When she gets home from this outdoor extravaganza, she is shocked—and not at all pleased—to find her new husband there waiting for her. Amar says that it was their love that set him free, and she points out that she doesn’t love him.
This strikes me as a little hypocritical coming from Dharmendra, and she is no more impressed than I. She throws his love back in his face and him out of her house, but he meets Sinha on his way out. Sinha tells him through a flashback—and a doll—about Neeta’s lifelong neglect at the hands of her grieving father, who found refuge only in alcohol and ignored her completely. Thus was the little girl forced to suppress her natural need for love.
This must have totally tugged at the heartstrings of an audience back then (well, even now too; I myself feel a little faklempt by the end of the sad tale). Sinha begs Amar not to give up on Neeta.

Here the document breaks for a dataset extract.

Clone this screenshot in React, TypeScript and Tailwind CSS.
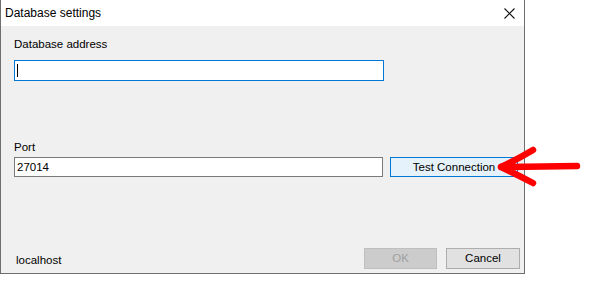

Teach her, Amar! TEACH HER!!!
Can this simple son of the soil transform the life of a poor little rich girl? Will she discover that love is more powerful than wealth? Will others more interested in her fortune sabotage their marriage? Will Amar start wearing long pants now that he’s wealthy? Yes, yes, and yes (and no)!
Sometimes the dialogues towards the end, at least as subtitled, were a little regressive for my liking (even given the time period)—but that may have been the fault of the translation and not the actual lines. For some reason I got that feeling, although maybe it was just wishful thinking. Earlier it was a very “independent woman” friendly film, despite the romance novel plot. I also have to mention one more song which has long been a favorite: “Na Jaane Kyun.”
*Sigh* If you are a sucker for romance like me (not marriage, but romance!) you might really enjoy Mohabbat Zindagi Hai. As I said, Dharmendra and Rajshree are gorgeous, and there is a lot more of Mehmood in a loincloth if that floats your particular boat (anyone?)!
Ha! There seems to be a lot of that going around!